Folha – Com sua foz em Atafona assoreada, o rio Paraíba do Sul sofre bastante em tempo de estiagem. Há registro de língua salina já em Barcelos. Há vida para Campos, São João da Barra e São Francisco de Itabapoana sem o rio que as formou? Como recuperá-lo?
Tarcísio – É preciso investir na recuperação de manguezais, restingas e matas de encosta e implementar os planos de preservação elaborados pelo Comitê da Bacia Hidrográfica do Médio Paraíba do Sul. Além de construir novas redes de coleta e estações de tratamento de esgoto nas cidades do entorno do Rio Paraíba do Sul e seus afluentes, como Volta Redonda e Barra Mansa: os municípios do Sul do Estado despejam mais de 120 milhões de litros de esgoto in natura por dia no rio. Mas nada disso será suficiente se não enfrentarmos os problemas estruturais relativos ao consumo de água na região, que não foi ampliado adequadamente e continua calcado apenas no aumento da captação da água do rio. Além do desastre natural que representa a superexploração do Paraíba do Sul, a falta de planejamento no abastecimento de água de regiões com grande crescimento econômico e demográfico é uma irresponsabilidade absurda dos últimos governos. O rio não pode continuar sendo a única fonte de abastecimento dessas regiões.

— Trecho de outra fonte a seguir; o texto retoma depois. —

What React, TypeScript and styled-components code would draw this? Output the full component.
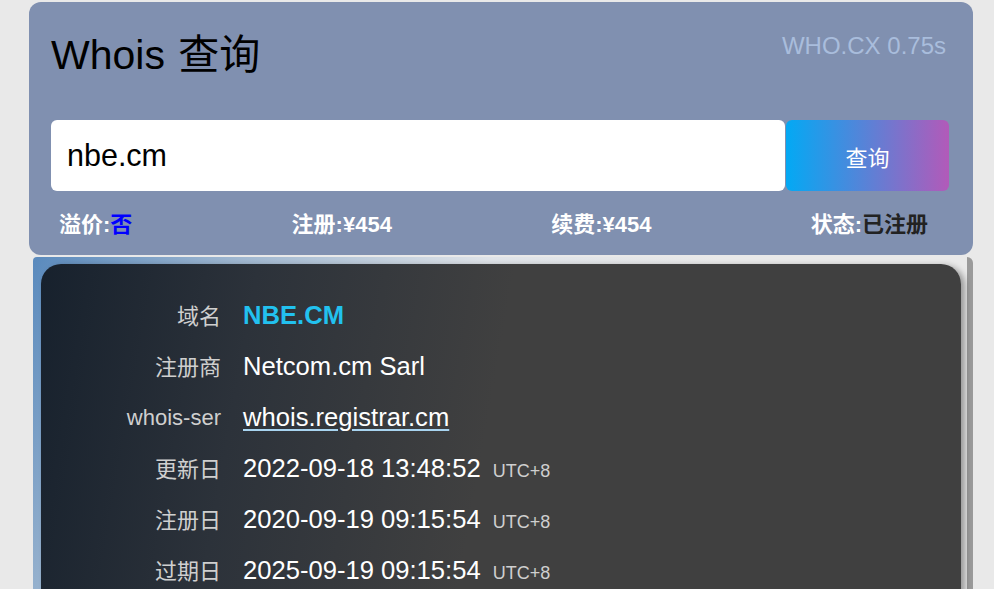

Folha – O que Campos, Norte e Noroeste Fluminense devem esperar de Tarcísio governador?
Tarcísio – Nosso programa engloba uma série de ações que irão melhorar a qualidade de vida dessas regiões. Nossas prioridades são reduzir o custo de vida, promover trabalho digno e distribuição de renda para diminuir a desigualdade social, melhorar a qualidade dos serviços públicos para garantir direitos, preservar o meio ambiente e defender a igualdade de todas e todos. Para resolver os problemas na segurança, vamos combater o tráfico de armas, reformar a polícia e investir em inteligência e prevenção, substituindo a lógica do confronto pela investigação. Para superar a crise econômica, vamos reduzir o preço da passagem dos transportes, diminuir o custo com moradia, tornar a comida mais barata e investir em obras que geram emprego, aumentam a infraestrutura das cidades e melhoram a vida das pessoas. O Rio tem jeito, mas não é o das máfias.